What you are asked to do ::
Select the lines below containing the word "index".
** Start Information shown **
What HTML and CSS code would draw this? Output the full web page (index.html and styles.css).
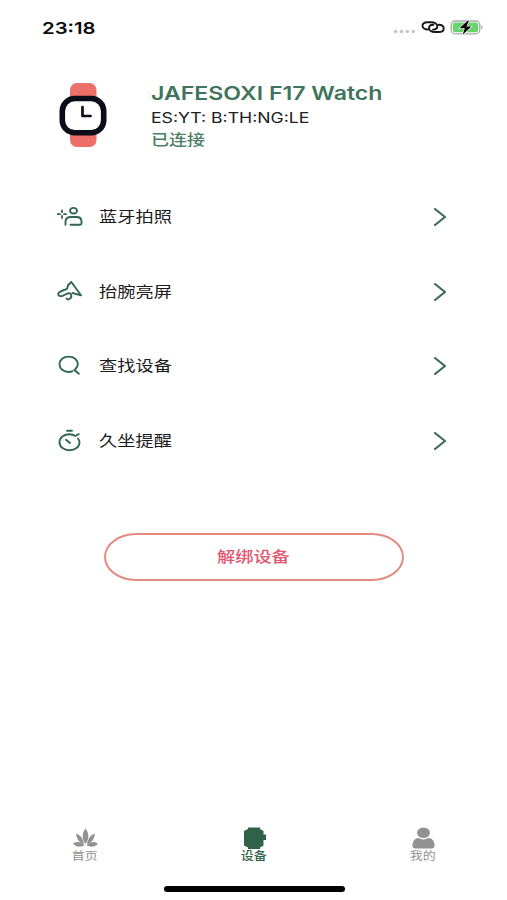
FILE: index.html
```html
<!DOCTYPE html>
<html lang="zh-CN">
<head>
<meta charset="utf-8">
<title>设备</title>
<link rel="stylesheet" href="styles.css">
</head>
<body>
<main class="screen">
  <header class="status">
    <span class="clock wide">23:18</span>
    <svg class="status-icons" viewBox="0 0 92 20" width="92" height="20">
      <g fill="#c6c6c8"><circle cx="3.500" cy="13.500" r="1.800"/><circle cx="9.500" cy="13.500" r="1.800"/><circle cx="15.300" cy="13.500" r="1.800"/><circle cx="21.300" cy="13.500" r="1.800"/></g>
      <g fill="none" stroke="#17171b" stroke-width="1.900" stroke-linecap="round">
        <path d="M36 11.500C33 11.500 30.500 10 30.500 7.800C30.500 5.600 32.500 4.200 35.500 4.200H39C42.500 4.200 45.300 5.800 45.300 8.200C45.300 10.300 43.500 11.600 41 11.600"/>
        <path d="M41.500 6.700C38.500 6.700 37 8 37 10C37 12.400 39.500 14 43 14H46.500C49.800 14 51.700 12.500 51.700 10.400C51.700 8.200 49.500 6.900 46.500 6.800"/>
      </g>
      <rect x="59.200" y="3" width="28.600" height="12.800" rx="4" fill="#fff" stroke="#aaa9ac" stroke-width="1.300"/>
      <rect x="60.800" y="4.600" width="25.400" height="9.600" rx="2.500" fill="#68d46b"/>
      <path d="M89.300 7.300Q91.600 9.300 89.300 11.300Z" fill="#8e8e90"/>
      <path d="M75.500 2.800L67.500 10.300H72.800L70.700 16.800L79.300 8.500H74.400L77 2.800Z" fill="#000" stroke="#fff" stroke-width="1.200" paint-order="stroke"/>
    </svg>
  </header>

  <section class="device">
    <svg class="watch" viewBox="0 0 48 66" width="48" height="66">
      <rect x="11" y="1" width="26.500" height="64" rx="7" fill="#ed6f69"/>
      <rect x="3.300" y="16.500" width="41.400" height="34.300" rx="12.500" fill="#fff" stroke="#0c0c18" stroke-width="5.600"/>
      <path d="M23.500 25.200V34H31.500" fill="none" stroke="#0c0c18" stroke-width="2.700" stroke-linecap="round" stroke-linejoin="round"/>
    </svg>
    <div class="info">
      <h1 class="name wide">JAFESOXI F17 Watch</h1>
      <p class="address wide">ES:YT: B:TH:NG:LE</p>
      <p class="state wide">已连接</p>
    </div>
  </section>

  <nav class="options">
    <a class="option">
      <svg class="icon" viewBox="0 0 28 24" width="28" height="24">
        <ellipse cx="17.500" cy="5.700" rx="3.500" ry="2.800"/>
        <path d="M9.500 19.800V17Q9.500 12 15 12H20.500Q25.500 12 25.500 16.500V18.300Q25.500 19.800 24 19.800H14.500"/>
        <path d="M6 5.300V7.200M6 11V13M1.800 9.200H4M8 9.200H10" stroke-width="1.800"/>
      </svg>
      <span class="label wide">蓝牙拍照</span>
      <svg class="chevron" viewBox="0 0 14 20" width="14" height="20"><path d="M2 2L12 10L2 18"/></svg>
    </a>
    <a class="option">
      <svg class="icon" viewBox="0 0 28 24" width="28" height="24">
        <path d="M12.300 5L15.300 2L25 15.300L16.500 13"/>
        <path d="M12.300 5L11 8.800L4.500 11.500Q1.500 13 2.500 15Q3.500 16.700 6.500 15.800L11.500 13.500Q14.500 12.500 15.200 15Q16 17.500 13.500 19Q11.500 20 10.500 18.500"/>
      </svg>
      <span class="label wide">抬腕亮屏</span>
      <svg class="chevron" viewBox="0 0 14 20" width="14" height="20"><path d="M2 2L12 10L2 18"/></svg>
    </a>
    <a class="option">
      <svg class="icon" viewBox="0 0 28 24" width="28" height="24">
        <path d="M16.500 17.200Q14.800 18 12.700 18C7.500 18 3.500 14.800 3.500 10.300S7.500 2.600 12.700 2.600S21.800 5.800 21.800 10.300Q21.800 12.800 19.500 15L18.300 16L22.800 19.800"/>
      </svg>
      <span class="label wide">查找设备</span>
      <svg class="chevron" viewBox="0 0 14 20" width="14" height="20"><path d="M2 2L12 10L2 18"/></svg>
    </a>
    <a class="option">
      <svg class="icon" viewBox="0 0 28 24" width="28" height="24">
        <path d="M22 9.500Q23.500 11.300 23.500 13.300C23.500 18 19 21.300 13.500 21.300S3.500 18 3.500 13.300S8 5.300 13.500 5.300Q16.500 5.300 19.500 7L22.800 5M11 1.800H16M10 10.800L14 14"/>
      </svg>
      <span class="label wide">久坐提醒</span>
      <svg class="chevron" viewBox="0 0 14 20" width="14" height="20"><path d="M2 2L12 10L2 18"/></svg>
    </a>
  </nav>

  <button class="unbind"><span class="unbind-text">解绑设备</span></button>

  <footer class="tabs">
    <a class="tab">
      <svg class="tab-icon" viewBox="0 0 28 24" width="28" height="24" fill="#929292">
        <path d="M14.500 1.500C18.500 7 18 12.500 14.500 17C11 12.500 10.500 7 14.500 1.500Z"/>
        <path d="M5 6.500C9.500 8 12 11.500 13 17.500C8.500 16 5.500 12 5 6.500ZM24 6.500C19.500 8 17 11.500 16 17.500C20.500 16 23.500 12 24 6.500Z"/>
        <path d="M2 16.500C6 13.500 10.500 15 13.500 18.500C9 20.500 5 20 2 16.500ZM27 16.500C23 13.500 18.500 15 15.500 18.500C20 20.500 24 20 27 16.500Z"/>
      </svg>
      <span class="tab-text">首页</span>
    </a>
    <a class="tab active">
      <svg class="tab-icon" viewBox="0 0 28 24" width="28" height="24">
        <path d="M8 0.500H20V2L23.500 4V7.500H26V13H23.500V18.500L20 20.500V22H8V20.500L4 18.500V4L8 2Z" fill="#2f6249"/>
      </svg>
      <span class="tab-text">设备</span>
    </a>
    <a class="tab">
      <svg class="tab-icon" viewBox="0 0 28 24" width="28" height="24" fill="#929292">
        <ellipse cx="14.500" cy="5.700" rx="6.500" ry="5.200"/>
        <path d="M3.500 19Q3.500 11.300 9.500 11Q14.500 13.800 19.500 11Q25.500 11.300 25.500 19Q25.500 21.500 22.500 21.500H6.500Q3.500 21.500 3.500 19Z"/>
      </svg>
      <span class="tab-text">我的</span>
    </a>
  </footer>
  <div class="home-bar"></div>
</main>
</body>
</html>
```
FILE: styles.css
```css
* { box-sizing: border-box; }
body { margin: 0; background: #fff; font-family: Inter, "Noto Sans CJK SC", sans-serif; }
h1, p { margin: 0; }
.screen { width: 507px; height: 900px; display: flex; flex-direction: column; overflow: hidden; background: #fff; }
.wide { display: block; width: max-content; transform: scaleX(1.2); transform-origin: left center; white-space: nowrap; }

.status { height: 55px; padding: 0 23px 0 41.500px; display: flex; justify-content: space-between; align-items: center; }
.clock { font-size: 16.500px; font-weight: 600; color: #0c0c0e; transform: scaleX(1.230); }

.device { height: 125px; padding: 27px 0 0 59px; display: flex; gap: 43.500px; align-items: flex-start; }
.watch { flex: none; }
.name { font-size: 19px; line-height: 24px; font-weight: 600; color: #40755b; transform: scaleX(1.216); }
.address { margin-top: 1px; font-size: 14px; line-height: 21px; color: #202020; transform: scaleX(1.260); }
.state { margin-top: 1px; font-size: 15px; line-height: 22px; font-weight: 500; color: #4c7f66; }

.options { display: flex; flex-direction: column; }
.option { height: 74.600px; padding: 0 60px 0 56px; display: flex; align-items: center; }
.icon { margin-right: 14.500px; fill: none; stroke: #316650; stroke-width: 1.900; stroke-linecap: round; stroke-linejoin: round; }
.label { font-size: 15.200px; line-height: 24px; color: #1b1b1b; }
.chevron { margin-left: auto; fill: none; stroke: #386955; stroke-width: 2.100; stroke-linecap: round; stroke-linejoin: round; }

.unbind { width: 300px; height: 48px; margin: 55px 0 0 104px; padding: 0; border: 2px solid #e48a80; border-radius: 32px / 24px; background: #fff; font-family: inherit; }
.unbind-text { display: inline-block; font-size: 15.200px; line-height: 24px; font-weight: 500; color: #e3566f; transform: translateX(-1px) scaleX(1.2); }

.tabs { margin-top: auto; height: 60px; display: grid; grid-template-columns: repeat(3, 169px); }
.tab { padding-top: 1px; display: flex; flex-direction: column; align-items: center; color: #929292; }
.tab-text { margin-top: -1px; font-size: 10.800px; line-height: 14px; transform: scaleX(1.2); }
.active { color: #2f6249; font-weight: 500; }
.home-bar { width: 181px; height: 6px; margin: 0 0 8px 163.500px; border-radius: 3px; background: #000; }
```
** End Information shown **
Task answer ::
What HTML and CSS code would draw this? Output the full web page (index.html and styles.css).
FILE: index.html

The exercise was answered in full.